Visualizing multidimensional data with Circle trees

Using real-estate data as a test case for how and why to use Circle trees

Alexander Skorniakov
Nightingale
7 min readMay 1, 2020

--

Data visualization may be an effective decision-making with many applications. In particular, it can help you to present multidimensional data in a way that is understandable. In this piece, I want to talk about one specific problem in the real estate world that practitioners encounter, and a solution which seems to be very interesting and promising: Circle trees!

Real estate developers, especially those involved in residential real estate on a relatively large scale, need to monitor sales of the dwelling stock they create very closely in order to adjust prices immediately — upwards for those properties that appear to be “washed out” (selling better) faster than others and downwards/freeze for those that are less attractive to potential buyers.

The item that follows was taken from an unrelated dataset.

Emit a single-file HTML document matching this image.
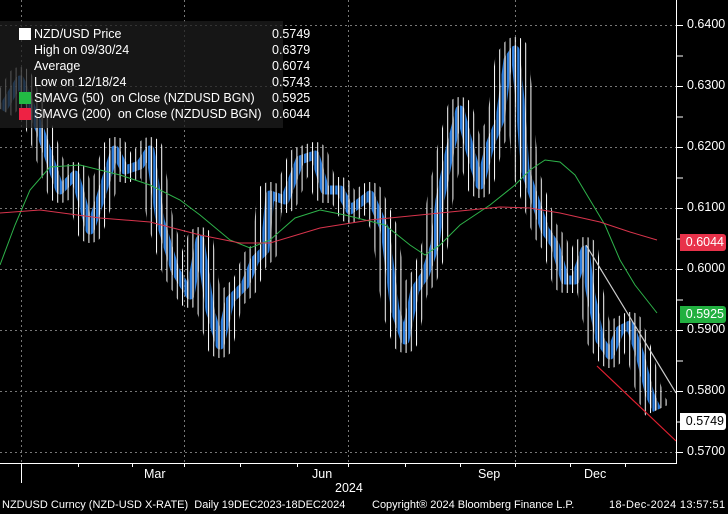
<!DOCTYPE html>
<html><head><meta charset="utf-8"><style>
body{margin:0;background:#000;width:728px;height:514px;overflow:hidden;font-family:"Liberation Sans",sans-serif;position:relative}
svg{position:absolute;left:0;top:0}
.lg{position:absolute;left:0;top:21px;width:283px;height:107px;background:rgba(30,30,30,0.75);color:#fff;font-size:12.5px}
.t{position:absolute;left:34px;height:16px;line-height:16px;white-space:nowrap}
.v{position:absolute;left:272px;height:16px;line-height:16px}
.sq{position:absolute;left:19px;width:12px;height:12px}
.ax{position:absolute;color:#fff;font-size:12.5px;white-space:nowrap}
.ft{position:absolute;color:#fff;font-size:11px;white-space:nowrap;top:499px}
.tag{position:absolute;left:680px;width:46px;height:17px;line-height:17px;font-size:12.5px;text-align:right;padding-right:2px;box-sizing:border-box;border-radius:0 3px 3px 0}
</style></head><body>
<svg width="728" height="514">
<defs>
<pattern id="wk" width="5.2" height="7" patternUnits="userSpaceOnUse">
<rect x="0" y="0" width="1" height="7" fill="#fff"/></pattern>
<pattern id="bd" width="5.2" height="6" patternUnits="userSpaceOnUse">
<rect x="0" y="0" width="1.2" height="6" fill="#fff"/><rect x="2.4" y="0" width="2.4" height="6" fill="#2d7fe0"/></pattern>
</defs>
<g stroke="#777" stroke-dasharray="2,3" stroke-width="1">
<line x1="0" x2="676" y1="25.5" y2="25.5"/><line x1="0" x2="676" y1="86.5" y2="86.5"/><line x1="0" x2="676" y1="147.5" y2="147.5"/><line x1="0" x2="676" y1="208.5" y2="208.5"/><line x1="0" x2="676" y1="269.5" y2="269.5"/><line x1="0" x2="676" y1="330.5" y2="330.5"/><line x1="0" x2="676" y1="391.5" y2="391.5"/><line x1="0" x2="676" y1="452.5" y2="452.5"/>
<line x1="21.5" x2="21.5" y1="0" y2="463"/><line x1="184.5" x2="184.5" y1="0" y2="463"/><line x1="348.5" x2="348.5" y1="0" y2="463"/><line x1="515.5" x2="515.5" y1="0" y2="463"/>
</g>
<g fill="none" stroke-linejoin="round">
<polyline stroke="url(#wk)" stroke-width="26" points="2,110 20,80 40,130 50,160 60,190 75,175 90,230 100,200 115,150 125,170 140,165 150,150 160,220 175,270 190,295 200,240 210,310 220,345 230,300 245,285 255,260 265,250 270,195 285,200 300,160 315,155 325,190 340,190 350,210 370,195 385,230 395,310 405,340 415,290 425,275 435,245 440,200 450,150 460,110 470,150 480,185 490,145 500,120 508,60 515,50 520,100 525,170 535,200 545,230 555,245 565,280 575,280 585,250 590,290 600,340 610,355 620,330 630,325 640,355 645,375 650,395 657,410"/>
<polyline stroke="url(#bd)" stroke-width="9" points="2,110 20,80 40,130 50,160 60,190 75,175 90,230 100,200 115,150 125,170 140,165 150,150 160,220 175,270 190,295 200,240 210,310 220,345 230,300 245,285 255,260 265,250 270,195 285,200 300,160 315,155 325,190 340,190 350,210 370,195 385,230 395,310 405,340 415,290 425,275 435,245 440,200 450,150 460,110 470,150 480,185 490,145 500,120 508,60 515,50 520,100 525,170 535,200 545,230 555,245 565,280 575,280 585,250 590,290 600,340 610,355 620,330 630,325 640,355 645,375 650,395 657,410"/>
</g>
<polyline fill="none" stroke="#2eb34a" stroke-width="1" points="0,265 15,225 30,190 50,167 80,165 120,175 150,185 180,200 200,215 230,240 250,248 270,240 295,218 320,210 345,215 365,220 385,225 410,245 425,255 440,245 460,225 490,205 515,185 530,170 545,160 560,162 575,175 590,200 605,225 620,260 635,285 657,313"/>
<polyline fill="none" stroke="#d8344c" stroke-width="1" points="0,213 40,210 100,218 150,222 200,235 240,243 270,243 320,228 370,220 420,215 470,210 500,207 530,208 560,213 600,222 630,232 657,240"/>
<line x1="586" y1="245" x2="676" y2="393" stroke="#ccc" stroke-width="1.2"/>
<line x1="597" y1="366" x2="676" y2="441" stroke="#e02030" stroke-width="1.2"/>
<rect x="677" y="0" width="51" height="514" fill="#000"/>
<rect x="0" y="464" width="728" height="50" fill="#000"/>
<line x1="676.5" x2="676.5" y1="0" y2="464" stroke="#fff"/><line x1="0" x2="677" y1="463.5" y2="463.5" stroke="#fff"/>
<g stroke="#fff">
<line x1="677" x2="683" y1="25.5" y2="25.5"/><line x1="677" x2="683" y1="56" y2="56"/><line x1="677" x2="683" y1="86.5" y2="86.5"/><line x1="677" x2="683" y1="117" y2="117"/><line x1="677" x2="683" y1="147.5" y2="147.5"/><line x1="677" x2="683" y1="178" y2="178"/><line x1="677" x2="683" y1="208.5" y2="208.5"/><line x1="677" x2="683" y1="239" y2="239"/><line x1="677" x2="683" y1="269.5" y2="269.5"/><line x1="677" x2="683" y1="300" y2="300"/><line x1="677" x2="683" y1="330.5" y2="330.5"/><line x1="677" x2="683" y1="361" y2="361"/><line x1="677" x2="683" y1="391.5" y2="391.5"/><line x1="677" x2="683" y1="422" y2="422"/><line x1="677" x2="683" y1="452.5" y2="452.5"/>
<line x1="21.5" x2="21.5" y1="463" y2="483"/><line x1="78.5" x2="78.5" y1="463" y2="467"/><line x1="132.5" x2="132.5" y1="463" y2="467"/><line x1="184.5" x2="184.5" y1="463" y2="467"/><line x1="240.5" x2="240.5" y1="463" y2="467"/><line x1="297.5" x2="297.5" y1="463" y2="467"/><line x1="348.5" x2="348.5" y1="463" y2="467"/><line x1="405.5" x2="405.5" y1="463" y2="467"/><line x1="460.5" x2="460.5" y1="463" y2="467"/><line x1="515.5" x2="515.5" y1="463" y2="467"/><line x1="570.5" x2="570.5" y1="463" y2="467"/><line x1="625.5" x2="625.5" y1="463" y2="467"/>
</g>
</svg>
<div class="lg">
<div class="sq" style="top:7px;background:#fff"></div>
<div class="t" style="top:5px">NZD/USD Price</div><div class="v" style="top:5px">0.5749</div>
<div class="t" style="top:21px">High on 09/30/24</div><div class="v" style="top:21px">0.6379</div>
<div class="t" style="top:37px">Average</div><div class="v" style="top:37px">0.6074</div>
<div class="t" style="top:53px">Low on 12/18/24</div><div class="v" style="top:53px">0.5743</div>
<div class="sq" style="top:71px;background:#22bb44"></div>
<div class="t" style="top:69px">SMAVG (50)&nbsp; on Close (NZDUSD BGN)</div><div class="v" style="top:69px">0.5925</div>
<div class="sq" style="top:87px;background:#ee2244"></div>
<div class="t" style="top:85px">SMAVG (200)&nbsp; on Close (NZDUSD BGN)</div><div class="v" style="top:85px">0.6044</div>
</div>
<div class="ax" style="left:687px;top:17px">0.6400</div>
<div class="ax" style="left:687px;top:78px">0.6300</div>
<div class="ax" style="left:687px;top:139px">0.6200</div>
<div class="ax" style="left:687px;top:200px">0.6100</div>
<div class="ax" style="left:687px;top:261px">0.6000</div>
<div class="ax" style="left:687px;top:322px">0.5900</div>
<div class="ax" style="left:687px;top:383px">0.5800</div>
<div class="ax" style="left:687px;top:444px">0.5700</div>
<div class="ax" style="left:144px;top:467px">Mar</div>
<div class="ax" style="left:312px;top:467px">Jun</div>
<div class="ax" style="left:478px;top:467px">Sep</div>
<div class="ax" style="left:584px;top:467px">Dec</div>
<div class="ax" style="left:335px;top:481px">2024</div>
<div class="ft" style="left:2px">NZDUSD Curncy (NZD-USD X-RATE)&nbsp; Daily 19DEC2023-18DEC2024</div>
<div class="ft" style="left:372px">Copyright® 2024 Bloomberg Finance L.P.</div>
<div class="ft" style="left:609px;letter-spacing:0.35px">18-Dec-2024 13:57:51</div>
<div class="tag" style="top:234px;background:#e8324a;color:#fff">0.6044</div>
<div class="tag" style="top:306px;background:#22b040;color:#fff">0.5925</div>
<div class="tag" style="top:413px;background:#fff;color:#000">0.5749</div>
</body></html>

The lots that make up a residential building can be distinguished by a variety of features. Some of them are absolutely straightforward, like total area or living area in square meters, the number of rooms, and the floor on which it’s located. Others are more tricky to be assigned on a lot-by-lot basis on a massive scale and be converted into digital form, like view characteristics. There are some natural assumptions that you can make as to group all of the lots in a given residential building and to project which lots will “wash out” faster than others, but eventually you need to take into account your customers’ opinion on that (who vote with their bucks). This is where you come up with a problem of a compact visual representation of the lots in a given building based on their intrinsic features and also pricing and exposure period data and deals closed. Arc- of circle-shaped tree-like structures come as a natural choice here. Every level of such a tree represents a certain feature of the lots. Adding a new level, i.e. taking into consideration one more feature, or dimension of your data, expands the tree uniformly in all directions, so it stays rather compact (but more information-dense).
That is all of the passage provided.